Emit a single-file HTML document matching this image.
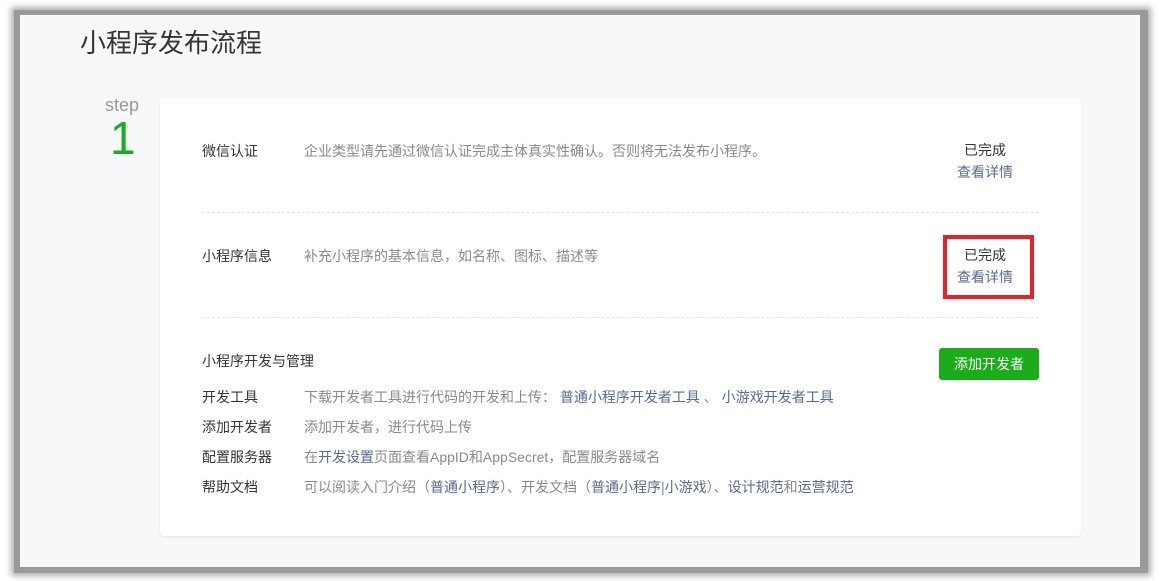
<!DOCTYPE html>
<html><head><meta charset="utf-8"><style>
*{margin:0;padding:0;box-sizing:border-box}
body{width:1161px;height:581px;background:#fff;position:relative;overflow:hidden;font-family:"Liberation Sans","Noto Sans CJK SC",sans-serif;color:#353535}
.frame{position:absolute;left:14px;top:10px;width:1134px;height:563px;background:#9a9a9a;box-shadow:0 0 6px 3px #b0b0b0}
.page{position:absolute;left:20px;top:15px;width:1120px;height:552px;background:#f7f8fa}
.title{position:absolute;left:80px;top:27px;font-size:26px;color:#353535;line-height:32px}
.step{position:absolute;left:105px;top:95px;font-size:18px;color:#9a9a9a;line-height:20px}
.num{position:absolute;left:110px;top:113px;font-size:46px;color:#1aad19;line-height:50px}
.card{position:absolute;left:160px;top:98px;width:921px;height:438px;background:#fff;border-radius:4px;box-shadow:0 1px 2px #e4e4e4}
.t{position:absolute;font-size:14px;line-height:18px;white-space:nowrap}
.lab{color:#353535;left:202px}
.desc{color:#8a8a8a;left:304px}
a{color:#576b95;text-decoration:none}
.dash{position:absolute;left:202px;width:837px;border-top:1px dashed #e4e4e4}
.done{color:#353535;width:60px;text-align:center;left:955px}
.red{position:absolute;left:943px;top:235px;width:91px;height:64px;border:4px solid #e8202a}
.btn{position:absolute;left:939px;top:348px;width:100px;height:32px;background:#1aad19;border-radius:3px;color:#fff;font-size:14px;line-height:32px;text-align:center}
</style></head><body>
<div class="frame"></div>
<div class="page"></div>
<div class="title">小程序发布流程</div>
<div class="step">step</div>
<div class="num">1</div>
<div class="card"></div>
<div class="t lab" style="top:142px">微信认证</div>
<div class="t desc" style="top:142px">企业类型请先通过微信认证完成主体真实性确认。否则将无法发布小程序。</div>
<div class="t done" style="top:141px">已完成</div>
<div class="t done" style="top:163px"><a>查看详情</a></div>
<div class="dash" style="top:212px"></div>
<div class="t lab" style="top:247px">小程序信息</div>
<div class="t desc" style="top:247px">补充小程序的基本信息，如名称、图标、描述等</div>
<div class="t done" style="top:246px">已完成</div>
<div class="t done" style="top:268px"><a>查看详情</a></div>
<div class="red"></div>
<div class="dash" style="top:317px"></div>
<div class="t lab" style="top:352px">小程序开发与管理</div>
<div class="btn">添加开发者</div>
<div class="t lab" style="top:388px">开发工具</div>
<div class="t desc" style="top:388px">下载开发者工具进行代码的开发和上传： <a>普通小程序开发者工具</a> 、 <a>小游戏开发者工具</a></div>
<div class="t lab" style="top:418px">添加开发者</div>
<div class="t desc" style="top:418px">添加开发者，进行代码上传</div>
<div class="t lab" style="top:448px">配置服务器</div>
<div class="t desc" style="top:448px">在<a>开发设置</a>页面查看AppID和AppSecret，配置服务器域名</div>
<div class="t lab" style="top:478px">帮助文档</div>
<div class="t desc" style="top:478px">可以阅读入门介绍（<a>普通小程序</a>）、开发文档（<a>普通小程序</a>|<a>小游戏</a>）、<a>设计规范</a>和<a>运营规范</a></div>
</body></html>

## EXERCISE DESCRIPTION
Without the pictures, write out all of the material exactly.

## TASK SOLUTION
Emit a single-file HTML document matching this image.
<!DOCTYPE html>
<html><head><meta charset="utf-8"><style>
*{margin:0;padding:0;box-sizing:border-box}
body{width:1161px;height:581px;background:#fff;position:relative;overflow:hidden;font-family:"Liberation Sans","Noto Sans CJK SC",sans-serif;color:#353535}
.frame{position:absolute;left:14px;top:10px;width:1134px;height:563px;background:#9a9a9a;box-shadow:0 0 6px 3px #b0b0b0}
.page{position:absolute;left:20px;top:15px;width:1120px;height:552px;background:#f7f8fa}
.title{position:absolute;left:80px;top:27px;font-size:26px;color:#353535;line-height:32px}
.step{position:absolute;left:105px;top:95px;font-size:18px;color:#9a9a9a;line-height:20px}
.num{position:absolute;left:110px;top:113px;font-size:46px;color:#1aad19;line-height:50px}
.card{position:absolute;left:160px;top:98px;width:921px;height:438px;background:#fff;border-radius:4px;box-shadow:0 1px 2px #e4e4e4}
.t{position:absolute;font-size:14px;line-height:18px;white-space:nowrap}
.lab{color:#353535;left:202px}
.desc{color:#8a8a8a;left:304px}
a{color:#576b95;text-decoration:none}
.dash{position:absolute;left:202px;width:837px;border-top:1px dashed #e4e4e4}
.done{color:#353535;width:60px;text-align:center;left:955px}
.red{position:absolute;left:943px;top:235px;width:91px;height:64px;border:4px solid #e8202a}
.btn{position:absolute;left:939px;top:348px;width:100px;height:32px;background:#1aad19;border-radius:3px;color:#fff;font-size:14px;line-height:32px;text-align:center}
</style></head><body>
<div class="frame"></div>
<div class="page"></div>
<div class="title">小程序发布流程</div>
<div class="step">step</div>
<div class="num">1</div>
<div class="card"></div>
<div class="t lab" style="top:142px">微信认证</div>
<div class="t desc" style="top:142px">企业类型请先通过微信认证完成主体真实性确认。否则将无法发布小程序。</div>
<div class="t done" style="top:141px">已完成</div>
<div class="t done" style="top:163px"><a>查看详情</a></div>
<div class="dash" style="top:212px"></div>
<div class="t lab" style="top:247px">小程序信息</div>
<div class="t desc" style="top:247px">补充小程序的基本信息，如名称、图标、描述等</div>
<div class="t done" style="top:246px">已完成</div>
<div class="t done" style="top:268px"><a>查看详情</a></div>
<div class="red"></div>
<div class="dash" style="top:317px"></div>
<div class="t lab" style="top:352px">小程序开发与管理</div>
<div class="btn">添加开发者</div>
<div class="t lab" style="top:388px">开发工具</div>
<div class="t desc" style="top:388px">下载开发者工具进行代码的开发和上传： <a>普通小程序开发者工具</a> 、 <a>小游戏开发者工具</a></div>
<div class="t lab" style="top:418px">添加开发者</div>
<div class="t desc" style="top:418px">添加开发者，进行代码上传</div>
<div class="t lab" style="top:448px">配置服务器</div>
<div class="t desc" style="top:448px">在<a>开发设置</a>页面查看AppID和AppSecret，配置服务器域名</div>
<div class="t lab" style="top:478px">帮助文档</div>
<div class="t desc" style="top:478px">可以阅读入门介绍（<a>普通小程序</a>）、开发文档（<a>普通小程序</a>|<a>小游戏</a>）、<a>设计规范</a>和<a>运营规范</a></div>
</body></html>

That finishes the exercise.